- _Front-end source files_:
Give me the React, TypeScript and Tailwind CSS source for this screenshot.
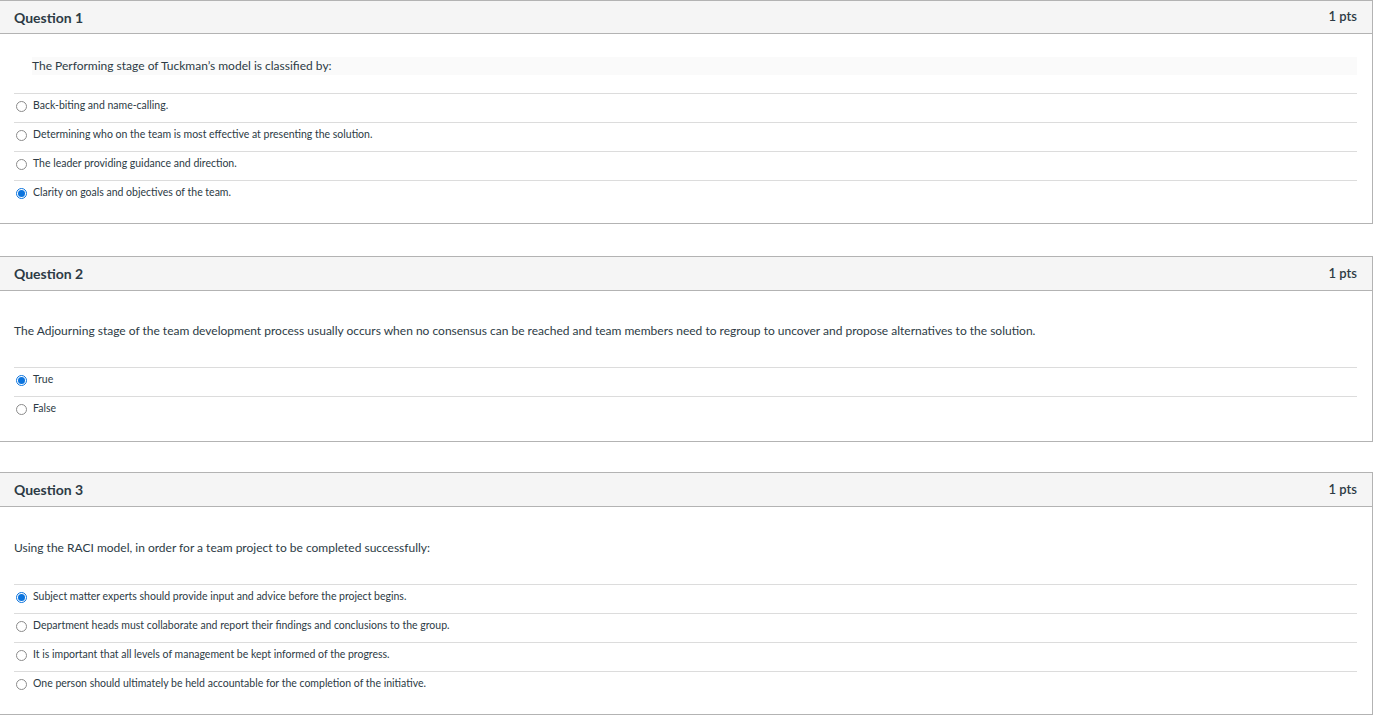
import React from 'react';

// ─── Quiz data ────────────────────────────────────────────────────────────

interface Question {
  title: string;
  text: string;
  answers: string[];
  selected: number;
  banded?: boolean;
  headerHeight: string;
  textSpacing: string;
  bodyBottom: string;
}

const QUESTIONS: Question[] = [
  {
    title: 'Question 1',
    text: 'The Performing stage of Tuckman’s model is classified by:',
    answers: [
      'Back-biting and name-calling.',
      'Determining who on the team is most effective at presenting the solution.',
      'The leader providing guidance and direction.',
      'Clarity on goals and objectives of the team.',
    ],
    selected: 3,
    banded: true,
    headerHeight: 'h-[33px]',
    textSpacing: 'mt-[23px] mb-[18px]',
    bodyBottom: 'pb-[14px]',
  },
  {
    title: 'Question 2',
    text: 'The Adjourning stage of the team development process usually occurs when no consensus can be reached and team members need to regroup to uncover and propose alternatives to the solution.',
    answers: ['True', 'False'],
    selected: 0,
    headerHeight: 'h-[34px]',
    textSpacing: 'mt-[31px] mb-[27px]',
    bodyBottom: 'pb-[16px]',
  },
  {
    title: 'Question 3',
    text: 'Using the RACI model, in order for a team project to be completed successfully:',
    answers: [
      'Subject matter experts should provide input and advice before the project begins.',
      'Department heads must collaborate and report their findings and conclusions to the group.',
      'It is important that all levels of management be kept informed of the progress.',
      'One person should ultimately be held accountable for the completion of the initiative.',
    ],
    selected: 0,
    headerHeight: 'h-[34px]',
    textSpacing: 'mt-[32px] mb-[27px]',
    bodyBottom: 'pb-[14px]',
  },
];

// ─── Radio ────────────────────────────────────────────────────────────────

function Radio({ checked }: { checked: boolean }) {
  return (
    <span
      className={`flex h-[11px] w-[11px] shrink-0 items-center justify-center rounded-full border bg-white ${
        checked ? 'border-[#0b74de]' : 'border-[#8b8b8b]'
      }`}
    >
      {checked && <span className="h-[7px] w-[7px] rounded-full bg-[#0b74de]" />}
    </span>
  );
}

// ─── Question card ────────────────────────────────────────────────────────

function QuestionCard({ q }: { q: Question }) {
  return (
    <div className="border border-[#b3b3b3] bg-white">
      <div
        className={`flex ${q.headerHeight} items-center justify-between border-b border-[#b3b3b3] bg-[#f5f5f5] pl-[14px] pr-[15px]`}
      >
        <h2 className="text-[14px] font-bold text-[#2d3b45]">{q.title}</h2>
        <span className="text-[13px] font-semibold text-[#2d3b45]">1 pts</span>
      </div>

      <div className={`pl-[14px] pr-[15px] ${q.bodyBottom}`}>
        {q.banded ? (
          <div className={`ml-[18px] flex h-[18px] items-center bg-[#fafafa] text-[12px] text-[#2d3b45] ${q.textSpacing}`}>
            {q.text}
          </div>
        ) : (
          <p className={`flex h-[18px] items-center text-[12px] text-[#2d3b45] ${q.textSpacing}`}>{q.text}</p>
        )}

        {q.answers.map((a, i) => (
          <label
            key={a}
            className="flex h-[29px] items-center gap-[6px] border-t border-[#dcdcdc] pl-[2px] pb-[4px] text-[10.5px] text-[#2d3b45]"
          >
            <Radio checked={i === q.selected} />
            <span>{a}</span>
          </label>
        ))}
      </div>
    </div>
  );
}

// ─── Page ─────────────────────────────────────────────────────────────────

export default function App() {
  return (
    <div className="min-h-screen bg-white font-['Lato','Noto_Sans',sans-serif]">
      <div className="-ml-px w-[1374px]">
        <QuestionCard q={QUESTIONS[0]} />
        <div className="h-[32px]" />
        <QuestionCard q={QUESTIONS[1]} />
        <div className="h-[30px]" />
        <QuestionCard q={QUESTIONS[2]} />
      </div>
    </div>
  );
}
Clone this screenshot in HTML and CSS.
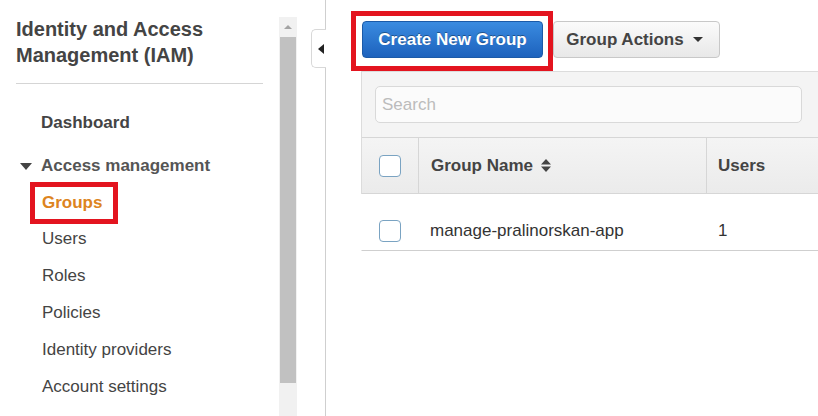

- _EXERCISE_:
Quote the material word for word, dropping any images it holds.

- _COMPLETE ANSWER_:
Give me the React, TypeScript and Tailwind CSS source for this screenshot.
import React from 'react';

// ─── Quiz data ────────────────────────────────────────────────────────────

interface Question {
  title: string;
  text: string;
  answers: string[];
  selected: number;
  banded?: boolean;
  headerHeight: string;
  textSpacing: string;
  bodyBottom: string;
}

const QUESTIONS: Question[] = [
  {
    title: 'Question 1',
    text: 'The Performing stage of Tuckman’s model is classified by:',
    answers: [
      'Back-biting and name-calling.',
      'Determining who on the team is most effective at presenting the solution.',
      'The leader providing guidance and direction.',
      'Clarity on goals and objectives of the team.',
    ],
    selected: 3,
    banded: true,
    headerHeight: 'h-[33px]',
    textSpacing: 'mt-[23px] mb-[18px]',
    bodyBottom: 'pb-[14px]',
  },
  {
    title: 'Question 2',
    text: 'The Adjourning stage of the team development process usually occurs when no consensus can be reached and team members need to regroup to uncover and propose alternatives to the solution.',
    answers: ['True', 'False'],
    selected: 0,
    headerHeight: 'h-[34px]',
    textSpacing: 'mt-[31px] mb-[27px]',
    bodyBottom: 'pb-[16px]',
  },
  {
    title: 'Question 3',
    text: 'Using the RACI model, in order for a team project to be completed successfully:',
    answers: [
      'Subject matter experts should provide input and advice before the project begins.',
      'Department heads must collaborate and report their findings and conclusions to the group.',
      'It is important that all levels of management be kept informed of the progress.',
      'One person should ultimately be held accountable for the completion of the initiative.',
    ],
    selected: 0,
    headerHeight: 'h-[34px]',
    textSpacing: 'mt-[32px] mb-[27px]',
    bodyBottom: 'pb-[14px]',
  },
];

// ─── Radio ────────────────────────────────────────────────────────────────

function Radio({ checked }: { checked: boolean }) {
  return (
    <span
      className={`flex h-[11px] w-[11px] shrink-0 items-center justify-center rounded-full border bg-white ${
        checked ? 'border-[#0b74de]' : 'border-[#8b8b8b]'
      }`}
    >
      {checked && <span className="h-[7px] w-[7px] rounded-full bg-[#0b74de]" />}
    </span>
  );
}

// ─── Question card ────────────────────────────────────────────────────────

function QuestionCard({ q }: { q: Question }) {
  return (
    <div className="border border-[#b3b3b3] bg-white">
      <div
        className={`flex ${q.headerHeight} items-center justify-between border-b border-[#b3b3b3] bg-[#f5f5f5] pl-[14px] pr-[15px]`}
      >
        <h2 className="text-[14px] font-bold text-[#2d3b45]">{q.title}</h2>
        <span className="text-[13px] font-semibold text-[#2d3b45]">1 pts</span>
      </div>

      <div className={`pl-[14px] pr-[15px] ${q.bodyBottom}`}>
        {q.banded ? (
          <div className={`ml-[18px] flex h-[18px] items-center bg-[#fafafa] text-[12px] text-[#2d3b45] ${q.textSpacing}`}>
            {q.text}
          </div>
        ) : (
          <p className={`flex h-[18px] items-center text-[12px] text-[#2d3b45] ${q.textSpacing}`}>{q.text}</p>
        )}

        {q.answers.map((a, i) => (
          <label
            key={a}
            className="flex h-[29px] items-center gap-[6px] border-t border-[#dcdcdc] pl-[2px] pb-[4px] text-[10.5px] text-[#2d3b45]"
          >
            <Radio checked={i === q.selected} />
            <span>{a}</span>
          </label>
        ))}
      </div>
    </div>
  );
}

// ─── Page ─────────────────────────────────────────────────────────────────

export default function App() {
  return (
    <div className="min-h-screen bg-white font-['Lato','Noto_Sans',sans-serif]">
      <div className="-ml-px w-[1374px]">
        <QuestionCard q={QUESTIONS[0]} />
        <div className="h-[32px]" />
        <QuestionCard q={QUESTIONS[1]} />
        <div className="h-[30px]" />
        <QuestionCard q={QUESTIONS[2]} />
      </div>
    </div>
  );
}
Clone this screenshot in HTML and CSS.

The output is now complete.